# Given information:

━━━━━━━━━━━━━━━━━━━━━━━━━━━━━━

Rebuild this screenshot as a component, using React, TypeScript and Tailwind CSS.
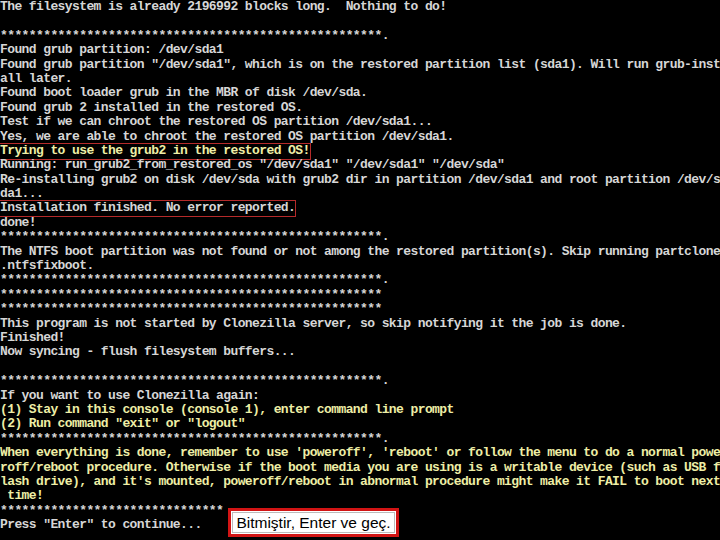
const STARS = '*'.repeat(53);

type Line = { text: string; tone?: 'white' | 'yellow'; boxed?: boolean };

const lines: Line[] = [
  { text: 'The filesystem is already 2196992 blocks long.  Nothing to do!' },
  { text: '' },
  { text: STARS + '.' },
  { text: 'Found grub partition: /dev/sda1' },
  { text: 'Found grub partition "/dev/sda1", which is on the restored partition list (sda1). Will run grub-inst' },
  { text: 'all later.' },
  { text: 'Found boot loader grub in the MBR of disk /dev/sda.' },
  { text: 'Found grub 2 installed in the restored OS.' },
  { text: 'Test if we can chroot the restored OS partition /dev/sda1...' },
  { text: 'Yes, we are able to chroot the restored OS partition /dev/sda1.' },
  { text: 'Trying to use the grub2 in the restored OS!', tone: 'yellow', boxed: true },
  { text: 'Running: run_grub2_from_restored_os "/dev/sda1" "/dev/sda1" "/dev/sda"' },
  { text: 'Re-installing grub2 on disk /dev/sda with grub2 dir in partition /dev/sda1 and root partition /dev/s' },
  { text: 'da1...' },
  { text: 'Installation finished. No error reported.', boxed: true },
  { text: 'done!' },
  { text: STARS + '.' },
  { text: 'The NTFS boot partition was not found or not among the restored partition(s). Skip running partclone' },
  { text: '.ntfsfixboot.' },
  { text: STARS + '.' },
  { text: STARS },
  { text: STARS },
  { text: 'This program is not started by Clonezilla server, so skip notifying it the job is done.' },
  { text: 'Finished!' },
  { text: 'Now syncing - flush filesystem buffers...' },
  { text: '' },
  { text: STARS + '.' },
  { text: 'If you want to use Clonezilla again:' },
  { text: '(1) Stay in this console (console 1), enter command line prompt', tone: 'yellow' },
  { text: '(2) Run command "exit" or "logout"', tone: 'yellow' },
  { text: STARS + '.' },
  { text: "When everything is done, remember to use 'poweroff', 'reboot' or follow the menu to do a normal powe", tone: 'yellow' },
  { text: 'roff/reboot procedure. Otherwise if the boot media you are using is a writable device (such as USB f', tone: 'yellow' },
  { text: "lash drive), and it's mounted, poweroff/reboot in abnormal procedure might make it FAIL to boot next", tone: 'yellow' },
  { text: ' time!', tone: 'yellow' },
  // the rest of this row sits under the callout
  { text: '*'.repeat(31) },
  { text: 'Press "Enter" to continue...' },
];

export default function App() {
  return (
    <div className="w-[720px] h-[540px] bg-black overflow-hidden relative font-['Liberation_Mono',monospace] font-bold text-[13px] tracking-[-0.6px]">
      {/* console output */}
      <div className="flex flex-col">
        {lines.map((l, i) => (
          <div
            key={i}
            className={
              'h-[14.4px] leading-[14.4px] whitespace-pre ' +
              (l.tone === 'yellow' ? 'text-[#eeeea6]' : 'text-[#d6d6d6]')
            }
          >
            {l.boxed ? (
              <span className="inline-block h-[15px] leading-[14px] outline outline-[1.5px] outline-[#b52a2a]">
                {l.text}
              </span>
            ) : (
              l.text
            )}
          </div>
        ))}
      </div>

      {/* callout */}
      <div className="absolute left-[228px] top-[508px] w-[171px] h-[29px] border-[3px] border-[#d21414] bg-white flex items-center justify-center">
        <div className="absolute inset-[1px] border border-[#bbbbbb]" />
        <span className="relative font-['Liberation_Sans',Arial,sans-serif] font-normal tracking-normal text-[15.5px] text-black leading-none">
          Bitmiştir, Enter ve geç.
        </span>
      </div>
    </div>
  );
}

━━━━━━━━━━━━━━━━━━━━━━━━━━━━━━

The lines from the top of the data above through the one holding "string; tone?: 'white'" are to be repeated exactly, and only those, with no pictures.

# Reply:
Rebuild this screenshot as a component, using React, TypeScript and Tailwind CSS.
const STARS = '*'.repeat(53);

type Line = { text: string; tone?: 'white' | 'yellow'; boxed?: boolean };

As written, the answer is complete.